> [Record excerpts]
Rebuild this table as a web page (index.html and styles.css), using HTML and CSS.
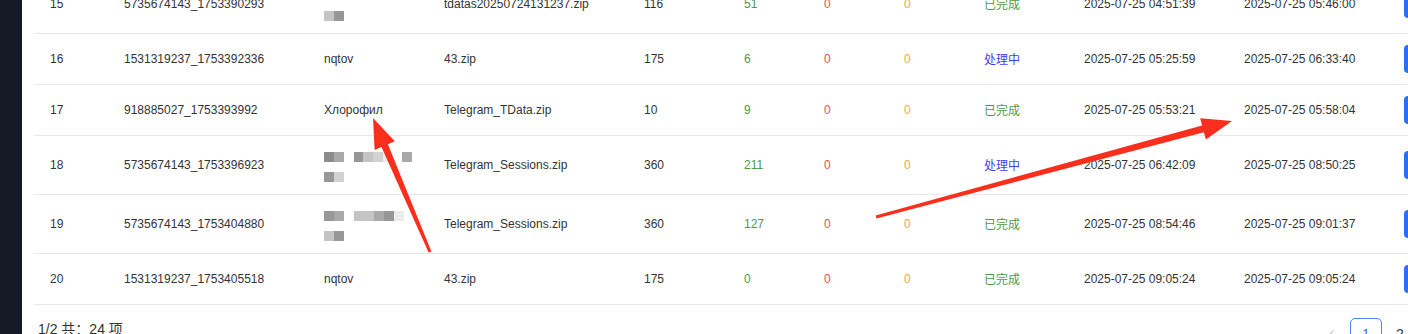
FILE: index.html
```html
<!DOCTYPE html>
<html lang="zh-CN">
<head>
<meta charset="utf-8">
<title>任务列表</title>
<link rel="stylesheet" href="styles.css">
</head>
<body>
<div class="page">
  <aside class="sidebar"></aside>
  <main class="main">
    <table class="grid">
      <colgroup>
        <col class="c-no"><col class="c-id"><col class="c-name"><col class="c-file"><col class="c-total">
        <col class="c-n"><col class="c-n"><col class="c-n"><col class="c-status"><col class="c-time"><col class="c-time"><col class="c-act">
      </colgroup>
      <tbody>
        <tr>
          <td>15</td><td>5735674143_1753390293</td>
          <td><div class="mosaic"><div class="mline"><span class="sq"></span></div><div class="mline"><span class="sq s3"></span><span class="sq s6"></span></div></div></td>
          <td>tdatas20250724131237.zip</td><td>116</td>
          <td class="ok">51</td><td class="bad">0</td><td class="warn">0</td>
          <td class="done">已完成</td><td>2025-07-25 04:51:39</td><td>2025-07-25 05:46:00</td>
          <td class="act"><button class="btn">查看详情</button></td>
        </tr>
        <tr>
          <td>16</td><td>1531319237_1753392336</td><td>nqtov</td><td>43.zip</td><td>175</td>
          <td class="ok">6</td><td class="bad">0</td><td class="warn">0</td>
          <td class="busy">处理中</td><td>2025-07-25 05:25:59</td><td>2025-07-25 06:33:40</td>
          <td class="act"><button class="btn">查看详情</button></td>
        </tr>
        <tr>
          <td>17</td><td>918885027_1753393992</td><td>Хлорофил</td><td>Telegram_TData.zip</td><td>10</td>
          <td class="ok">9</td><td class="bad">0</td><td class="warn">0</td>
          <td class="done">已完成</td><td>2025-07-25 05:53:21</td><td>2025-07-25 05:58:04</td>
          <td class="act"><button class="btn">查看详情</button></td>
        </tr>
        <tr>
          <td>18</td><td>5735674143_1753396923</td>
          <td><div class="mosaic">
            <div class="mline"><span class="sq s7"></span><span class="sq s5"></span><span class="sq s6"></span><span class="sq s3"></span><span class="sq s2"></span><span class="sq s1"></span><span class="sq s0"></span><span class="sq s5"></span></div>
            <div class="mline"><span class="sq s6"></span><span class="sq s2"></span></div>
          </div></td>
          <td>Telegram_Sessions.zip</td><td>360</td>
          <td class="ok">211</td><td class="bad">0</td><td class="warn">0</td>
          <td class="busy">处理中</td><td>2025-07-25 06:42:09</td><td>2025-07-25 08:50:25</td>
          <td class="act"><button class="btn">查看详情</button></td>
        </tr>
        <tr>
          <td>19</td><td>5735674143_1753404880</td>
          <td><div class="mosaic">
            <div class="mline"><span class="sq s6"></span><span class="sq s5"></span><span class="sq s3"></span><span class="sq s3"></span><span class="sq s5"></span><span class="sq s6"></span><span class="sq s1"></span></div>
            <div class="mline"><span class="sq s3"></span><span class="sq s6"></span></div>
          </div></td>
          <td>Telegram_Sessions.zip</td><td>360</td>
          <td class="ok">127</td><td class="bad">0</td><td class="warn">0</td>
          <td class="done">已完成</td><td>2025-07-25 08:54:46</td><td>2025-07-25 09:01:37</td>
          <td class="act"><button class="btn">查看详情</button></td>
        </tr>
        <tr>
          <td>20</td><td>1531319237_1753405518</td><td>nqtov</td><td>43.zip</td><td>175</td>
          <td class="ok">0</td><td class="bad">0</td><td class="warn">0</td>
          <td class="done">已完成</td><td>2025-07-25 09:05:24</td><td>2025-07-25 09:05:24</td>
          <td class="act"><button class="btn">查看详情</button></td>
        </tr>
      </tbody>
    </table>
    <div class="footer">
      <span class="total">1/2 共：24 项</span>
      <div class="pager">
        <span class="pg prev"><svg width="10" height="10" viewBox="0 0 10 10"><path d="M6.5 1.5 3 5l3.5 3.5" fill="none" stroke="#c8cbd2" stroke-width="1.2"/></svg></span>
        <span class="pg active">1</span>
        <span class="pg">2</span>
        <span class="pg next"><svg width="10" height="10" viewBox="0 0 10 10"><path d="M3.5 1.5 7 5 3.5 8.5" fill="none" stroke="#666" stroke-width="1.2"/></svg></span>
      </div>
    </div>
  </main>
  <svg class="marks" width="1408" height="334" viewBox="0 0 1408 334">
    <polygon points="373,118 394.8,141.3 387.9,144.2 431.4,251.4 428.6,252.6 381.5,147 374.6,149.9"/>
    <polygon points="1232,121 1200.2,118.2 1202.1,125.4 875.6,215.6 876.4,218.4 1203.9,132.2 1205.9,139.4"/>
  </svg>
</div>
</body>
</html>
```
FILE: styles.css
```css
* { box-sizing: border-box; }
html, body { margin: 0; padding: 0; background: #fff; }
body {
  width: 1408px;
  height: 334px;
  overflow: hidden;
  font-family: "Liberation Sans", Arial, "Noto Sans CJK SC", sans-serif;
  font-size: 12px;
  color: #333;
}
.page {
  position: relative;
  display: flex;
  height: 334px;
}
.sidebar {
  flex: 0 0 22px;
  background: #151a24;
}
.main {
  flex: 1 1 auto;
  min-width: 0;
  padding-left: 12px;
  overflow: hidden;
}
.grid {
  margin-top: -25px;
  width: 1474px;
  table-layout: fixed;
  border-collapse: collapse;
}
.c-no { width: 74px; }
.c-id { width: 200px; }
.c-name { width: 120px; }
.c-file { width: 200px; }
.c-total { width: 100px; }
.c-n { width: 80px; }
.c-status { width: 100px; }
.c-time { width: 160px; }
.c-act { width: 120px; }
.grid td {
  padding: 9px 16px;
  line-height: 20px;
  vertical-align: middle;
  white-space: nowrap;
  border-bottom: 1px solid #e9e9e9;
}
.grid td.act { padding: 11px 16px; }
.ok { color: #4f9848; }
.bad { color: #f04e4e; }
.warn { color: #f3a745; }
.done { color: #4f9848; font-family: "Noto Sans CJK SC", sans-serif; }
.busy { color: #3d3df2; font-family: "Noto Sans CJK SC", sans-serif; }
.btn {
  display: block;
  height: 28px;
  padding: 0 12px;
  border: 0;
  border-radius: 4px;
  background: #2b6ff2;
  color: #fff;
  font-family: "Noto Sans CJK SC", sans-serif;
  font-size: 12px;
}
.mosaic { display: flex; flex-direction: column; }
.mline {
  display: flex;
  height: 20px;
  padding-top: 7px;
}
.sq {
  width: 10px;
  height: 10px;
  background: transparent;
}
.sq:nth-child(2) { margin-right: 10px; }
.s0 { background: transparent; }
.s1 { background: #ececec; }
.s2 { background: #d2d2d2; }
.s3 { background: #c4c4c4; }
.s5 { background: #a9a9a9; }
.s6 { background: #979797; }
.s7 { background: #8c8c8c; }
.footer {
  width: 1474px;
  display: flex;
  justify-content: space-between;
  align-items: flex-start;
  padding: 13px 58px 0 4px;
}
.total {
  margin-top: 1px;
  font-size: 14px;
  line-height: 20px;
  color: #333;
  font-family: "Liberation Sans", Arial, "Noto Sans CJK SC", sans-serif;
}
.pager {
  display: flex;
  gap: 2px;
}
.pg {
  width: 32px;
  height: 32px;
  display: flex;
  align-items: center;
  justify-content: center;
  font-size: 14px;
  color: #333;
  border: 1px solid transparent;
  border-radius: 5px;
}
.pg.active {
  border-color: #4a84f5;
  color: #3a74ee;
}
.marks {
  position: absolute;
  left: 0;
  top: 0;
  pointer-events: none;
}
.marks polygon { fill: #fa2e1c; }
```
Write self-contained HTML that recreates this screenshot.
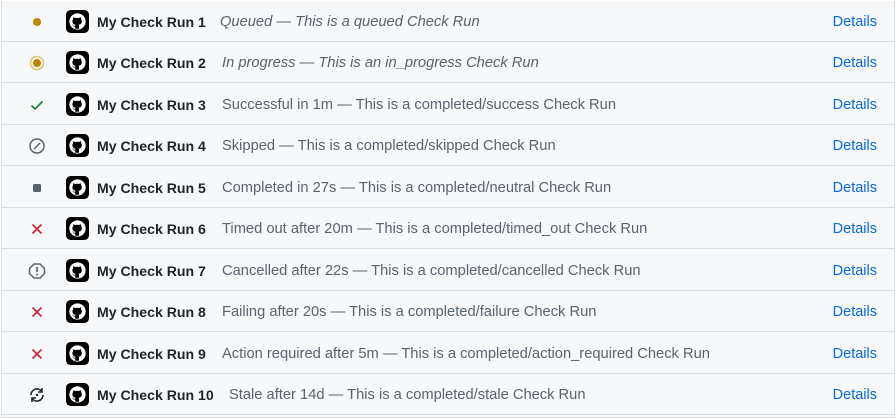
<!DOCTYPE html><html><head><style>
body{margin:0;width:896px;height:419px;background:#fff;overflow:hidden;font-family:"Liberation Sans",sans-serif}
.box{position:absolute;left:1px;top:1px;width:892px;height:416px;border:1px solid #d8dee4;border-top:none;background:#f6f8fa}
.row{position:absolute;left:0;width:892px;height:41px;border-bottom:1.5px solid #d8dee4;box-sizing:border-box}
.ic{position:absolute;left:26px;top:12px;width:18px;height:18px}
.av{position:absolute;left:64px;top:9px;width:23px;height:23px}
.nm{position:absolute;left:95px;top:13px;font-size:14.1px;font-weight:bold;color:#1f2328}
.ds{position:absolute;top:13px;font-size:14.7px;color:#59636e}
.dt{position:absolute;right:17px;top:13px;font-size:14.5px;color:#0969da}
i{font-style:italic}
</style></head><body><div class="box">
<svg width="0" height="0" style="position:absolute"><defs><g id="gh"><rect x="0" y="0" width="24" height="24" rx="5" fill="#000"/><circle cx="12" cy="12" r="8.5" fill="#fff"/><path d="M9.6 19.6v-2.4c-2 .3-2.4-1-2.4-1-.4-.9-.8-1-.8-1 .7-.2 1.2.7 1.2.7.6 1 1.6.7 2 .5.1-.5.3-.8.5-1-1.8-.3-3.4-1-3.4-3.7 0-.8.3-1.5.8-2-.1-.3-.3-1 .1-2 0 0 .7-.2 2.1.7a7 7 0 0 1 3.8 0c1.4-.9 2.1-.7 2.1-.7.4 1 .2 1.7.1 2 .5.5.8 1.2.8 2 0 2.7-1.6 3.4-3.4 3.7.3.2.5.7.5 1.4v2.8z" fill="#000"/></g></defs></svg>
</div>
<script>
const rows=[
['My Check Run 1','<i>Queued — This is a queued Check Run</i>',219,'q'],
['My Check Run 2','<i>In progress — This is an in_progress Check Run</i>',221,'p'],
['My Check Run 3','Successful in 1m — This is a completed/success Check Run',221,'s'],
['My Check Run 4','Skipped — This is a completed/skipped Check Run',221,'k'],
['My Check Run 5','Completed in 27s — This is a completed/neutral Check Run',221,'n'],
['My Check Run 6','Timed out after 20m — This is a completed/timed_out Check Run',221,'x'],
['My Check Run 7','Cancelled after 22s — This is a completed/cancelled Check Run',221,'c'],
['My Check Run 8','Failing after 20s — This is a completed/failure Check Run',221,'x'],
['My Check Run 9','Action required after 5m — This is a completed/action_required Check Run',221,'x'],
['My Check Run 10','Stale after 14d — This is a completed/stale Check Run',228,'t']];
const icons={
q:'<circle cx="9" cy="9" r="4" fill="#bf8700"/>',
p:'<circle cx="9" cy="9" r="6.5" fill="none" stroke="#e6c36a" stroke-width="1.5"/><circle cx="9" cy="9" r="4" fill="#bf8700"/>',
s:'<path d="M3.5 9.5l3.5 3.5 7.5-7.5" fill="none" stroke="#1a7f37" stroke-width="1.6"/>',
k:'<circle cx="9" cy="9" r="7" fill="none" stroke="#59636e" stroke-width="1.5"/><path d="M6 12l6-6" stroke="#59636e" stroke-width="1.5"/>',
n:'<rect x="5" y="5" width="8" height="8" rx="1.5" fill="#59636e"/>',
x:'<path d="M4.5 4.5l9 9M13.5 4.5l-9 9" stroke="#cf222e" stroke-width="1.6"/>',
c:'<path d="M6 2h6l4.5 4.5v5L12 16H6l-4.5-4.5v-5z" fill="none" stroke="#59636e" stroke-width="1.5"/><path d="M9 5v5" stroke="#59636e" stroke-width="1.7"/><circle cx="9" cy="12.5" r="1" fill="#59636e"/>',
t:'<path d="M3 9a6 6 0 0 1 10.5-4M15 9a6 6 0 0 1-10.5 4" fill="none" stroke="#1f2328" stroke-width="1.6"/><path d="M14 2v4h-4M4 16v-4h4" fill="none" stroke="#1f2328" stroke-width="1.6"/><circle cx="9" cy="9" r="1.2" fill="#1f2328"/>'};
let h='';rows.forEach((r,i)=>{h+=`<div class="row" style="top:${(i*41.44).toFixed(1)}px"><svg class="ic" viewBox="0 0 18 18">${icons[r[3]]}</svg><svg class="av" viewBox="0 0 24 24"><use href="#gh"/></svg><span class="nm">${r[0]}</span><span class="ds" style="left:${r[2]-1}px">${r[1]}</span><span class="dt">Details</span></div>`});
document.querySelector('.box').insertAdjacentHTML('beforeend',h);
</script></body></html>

> [Exercise objective] Check every line of the data above for the string "index", and copy those that have it.

> [Completed task]
Rebuild this table as a web page (index.html and styles.css), using HTML and CSS.
FILE: index.html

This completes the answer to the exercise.